SET PROBLEM ->
The listing below holds pictures; exclude them. Return exactly the lines from the one with "Write the React, TypeScript" through the one with "string; mt: string;".
────────
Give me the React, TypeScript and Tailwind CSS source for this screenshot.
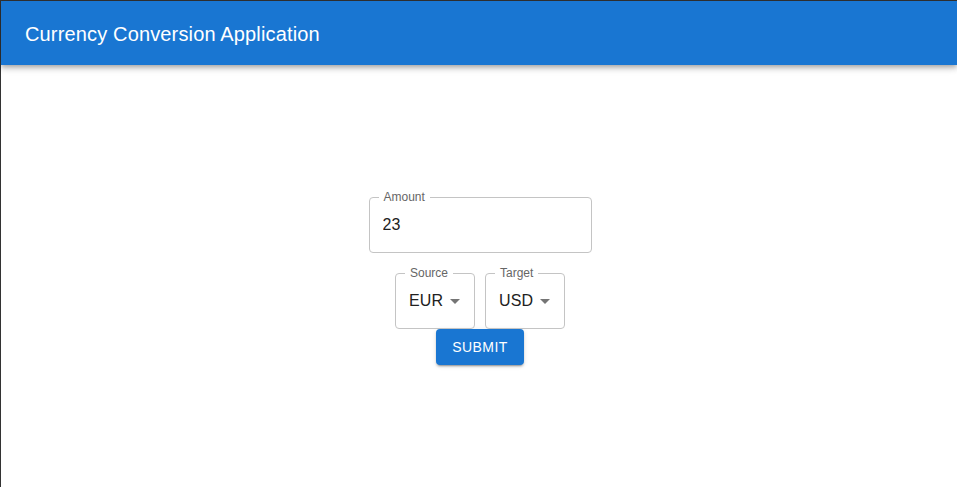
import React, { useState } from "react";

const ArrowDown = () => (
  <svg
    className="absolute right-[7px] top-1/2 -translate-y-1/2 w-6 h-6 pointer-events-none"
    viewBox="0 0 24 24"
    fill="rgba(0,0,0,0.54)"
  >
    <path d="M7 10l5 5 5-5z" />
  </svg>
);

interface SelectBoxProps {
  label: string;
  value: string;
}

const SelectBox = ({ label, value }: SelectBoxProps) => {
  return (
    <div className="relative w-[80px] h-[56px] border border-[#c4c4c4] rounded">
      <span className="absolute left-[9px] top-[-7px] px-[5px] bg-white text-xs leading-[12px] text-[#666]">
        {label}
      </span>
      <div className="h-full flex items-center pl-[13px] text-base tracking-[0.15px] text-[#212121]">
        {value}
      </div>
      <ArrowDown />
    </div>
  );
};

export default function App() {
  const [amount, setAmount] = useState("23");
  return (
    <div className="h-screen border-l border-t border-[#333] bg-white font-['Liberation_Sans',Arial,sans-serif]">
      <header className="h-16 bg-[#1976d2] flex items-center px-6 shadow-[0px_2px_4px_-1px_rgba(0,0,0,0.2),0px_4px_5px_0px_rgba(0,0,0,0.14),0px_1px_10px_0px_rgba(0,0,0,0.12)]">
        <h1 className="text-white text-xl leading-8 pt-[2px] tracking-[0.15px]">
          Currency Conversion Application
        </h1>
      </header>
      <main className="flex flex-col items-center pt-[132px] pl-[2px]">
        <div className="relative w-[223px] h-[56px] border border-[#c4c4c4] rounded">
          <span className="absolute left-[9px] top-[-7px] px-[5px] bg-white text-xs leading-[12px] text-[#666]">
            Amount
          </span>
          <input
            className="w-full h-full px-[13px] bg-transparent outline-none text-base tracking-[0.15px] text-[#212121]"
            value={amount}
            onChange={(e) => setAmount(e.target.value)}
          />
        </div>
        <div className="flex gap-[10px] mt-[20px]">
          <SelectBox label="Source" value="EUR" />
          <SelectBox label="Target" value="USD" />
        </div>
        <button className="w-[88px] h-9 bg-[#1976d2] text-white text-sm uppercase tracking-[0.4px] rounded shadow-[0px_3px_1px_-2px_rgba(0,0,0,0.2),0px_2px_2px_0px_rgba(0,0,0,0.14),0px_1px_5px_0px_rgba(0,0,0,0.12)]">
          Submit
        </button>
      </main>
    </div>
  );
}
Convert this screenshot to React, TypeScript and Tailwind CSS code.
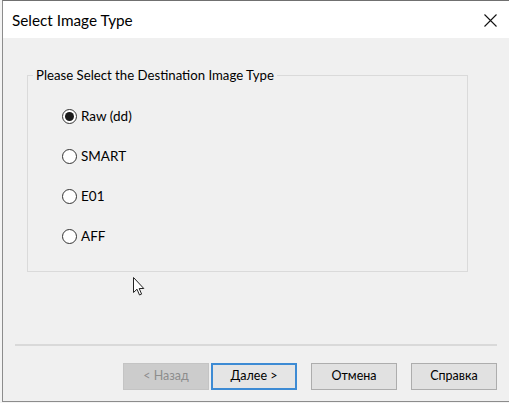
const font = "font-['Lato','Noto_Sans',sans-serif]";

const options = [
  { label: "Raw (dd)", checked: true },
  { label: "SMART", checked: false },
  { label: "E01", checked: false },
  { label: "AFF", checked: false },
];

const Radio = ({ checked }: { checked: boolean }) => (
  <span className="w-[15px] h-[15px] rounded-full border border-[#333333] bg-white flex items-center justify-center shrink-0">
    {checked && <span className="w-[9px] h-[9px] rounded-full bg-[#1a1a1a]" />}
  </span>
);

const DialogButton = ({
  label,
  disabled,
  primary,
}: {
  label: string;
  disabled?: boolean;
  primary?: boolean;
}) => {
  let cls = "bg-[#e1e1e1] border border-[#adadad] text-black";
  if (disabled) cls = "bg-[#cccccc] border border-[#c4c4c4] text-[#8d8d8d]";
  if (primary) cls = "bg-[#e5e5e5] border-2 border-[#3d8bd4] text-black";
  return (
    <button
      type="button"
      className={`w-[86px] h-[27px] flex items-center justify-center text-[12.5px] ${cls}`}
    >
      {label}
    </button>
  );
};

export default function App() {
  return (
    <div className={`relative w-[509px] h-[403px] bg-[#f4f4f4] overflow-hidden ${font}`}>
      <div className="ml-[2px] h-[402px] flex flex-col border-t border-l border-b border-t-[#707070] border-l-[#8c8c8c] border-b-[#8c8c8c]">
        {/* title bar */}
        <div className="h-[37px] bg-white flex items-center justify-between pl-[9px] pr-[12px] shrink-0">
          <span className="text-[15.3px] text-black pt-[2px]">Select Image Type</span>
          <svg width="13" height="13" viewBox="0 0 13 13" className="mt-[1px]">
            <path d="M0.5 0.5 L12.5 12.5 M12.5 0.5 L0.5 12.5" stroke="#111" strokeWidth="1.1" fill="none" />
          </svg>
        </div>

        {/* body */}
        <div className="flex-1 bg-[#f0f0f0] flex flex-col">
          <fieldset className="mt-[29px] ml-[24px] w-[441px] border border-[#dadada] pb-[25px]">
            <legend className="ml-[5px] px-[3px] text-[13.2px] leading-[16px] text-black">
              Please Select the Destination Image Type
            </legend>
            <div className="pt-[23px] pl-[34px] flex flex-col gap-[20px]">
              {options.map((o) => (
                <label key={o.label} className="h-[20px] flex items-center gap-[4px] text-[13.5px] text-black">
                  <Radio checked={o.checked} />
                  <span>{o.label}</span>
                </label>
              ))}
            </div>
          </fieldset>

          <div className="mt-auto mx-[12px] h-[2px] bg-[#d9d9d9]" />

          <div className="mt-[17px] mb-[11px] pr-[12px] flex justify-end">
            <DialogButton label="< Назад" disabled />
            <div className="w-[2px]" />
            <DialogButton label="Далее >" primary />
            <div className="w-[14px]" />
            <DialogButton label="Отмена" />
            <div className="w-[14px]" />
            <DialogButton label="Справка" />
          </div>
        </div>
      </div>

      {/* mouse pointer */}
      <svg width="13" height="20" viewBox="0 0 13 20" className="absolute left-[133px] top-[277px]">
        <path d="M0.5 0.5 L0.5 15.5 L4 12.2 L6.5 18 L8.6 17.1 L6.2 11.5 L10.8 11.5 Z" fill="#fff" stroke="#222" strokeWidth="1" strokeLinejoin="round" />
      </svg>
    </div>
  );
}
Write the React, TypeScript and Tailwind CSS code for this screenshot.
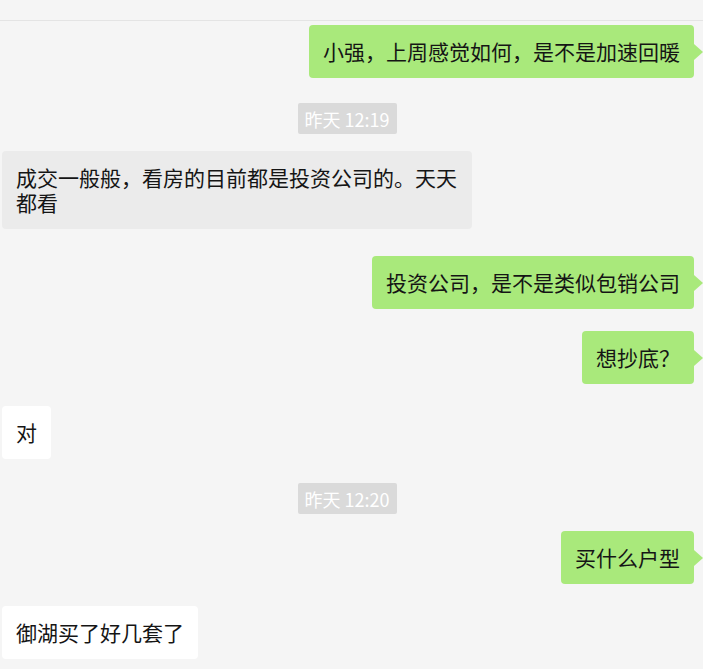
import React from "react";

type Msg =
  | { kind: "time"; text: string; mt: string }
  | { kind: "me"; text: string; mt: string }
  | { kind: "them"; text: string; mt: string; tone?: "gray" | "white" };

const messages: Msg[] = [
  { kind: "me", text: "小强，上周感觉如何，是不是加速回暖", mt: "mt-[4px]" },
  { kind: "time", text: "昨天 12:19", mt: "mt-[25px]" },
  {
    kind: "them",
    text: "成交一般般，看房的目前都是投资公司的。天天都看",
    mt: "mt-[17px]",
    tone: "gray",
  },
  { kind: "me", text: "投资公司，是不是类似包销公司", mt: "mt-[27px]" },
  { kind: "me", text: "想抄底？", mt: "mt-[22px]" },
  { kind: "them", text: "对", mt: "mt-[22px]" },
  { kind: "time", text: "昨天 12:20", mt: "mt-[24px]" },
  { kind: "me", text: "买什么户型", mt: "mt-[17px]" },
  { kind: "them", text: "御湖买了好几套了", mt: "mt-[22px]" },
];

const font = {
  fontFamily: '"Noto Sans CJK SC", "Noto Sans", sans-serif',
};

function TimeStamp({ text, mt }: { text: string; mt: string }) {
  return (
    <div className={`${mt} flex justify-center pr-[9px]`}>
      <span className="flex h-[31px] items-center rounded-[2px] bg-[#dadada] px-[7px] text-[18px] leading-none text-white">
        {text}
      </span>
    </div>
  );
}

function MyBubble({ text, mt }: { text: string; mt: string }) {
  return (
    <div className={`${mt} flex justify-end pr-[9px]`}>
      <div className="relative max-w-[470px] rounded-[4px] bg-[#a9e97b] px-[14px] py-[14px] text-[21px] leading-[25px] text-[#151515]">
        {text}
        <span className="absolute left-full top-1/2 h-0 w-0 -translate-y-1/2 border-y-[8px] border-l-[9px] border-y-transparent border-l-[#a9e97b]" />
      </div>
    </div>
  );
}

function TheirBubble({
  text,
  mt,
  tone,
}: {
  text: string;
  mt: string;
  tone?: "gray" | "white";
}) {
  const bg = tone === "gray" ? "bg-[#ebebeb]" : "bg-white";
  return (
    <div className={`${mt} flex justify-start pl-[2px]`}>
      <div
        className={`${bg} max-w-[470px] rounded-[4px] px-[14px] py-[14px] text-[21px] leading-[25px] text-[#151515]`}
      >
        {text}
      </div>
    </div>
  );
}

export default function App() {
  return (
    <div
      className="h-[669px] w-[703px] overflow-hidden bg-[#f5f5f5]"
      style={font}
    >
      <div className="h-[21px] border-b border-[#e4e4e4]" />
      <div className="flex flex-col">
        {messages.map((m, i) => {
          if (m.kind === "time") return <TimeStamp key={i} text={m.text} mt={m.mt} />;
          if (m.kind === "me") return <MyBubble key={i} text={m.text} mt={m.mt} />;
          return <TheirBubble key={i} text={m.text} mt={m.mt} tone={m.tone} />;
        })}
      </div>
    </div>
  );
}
────────
WRITTEN ANSWER ->
Write the React, TypeScript and Tailwind CSS code for this screenshot.
import React from "react";

type Msg =
  | { kind: "time"; text: string; mt: string }
  | { kind: "me"; text: string; mt: string }
  | { kind: "them"; text: string; mt: string; tone?: "gray" | "white" };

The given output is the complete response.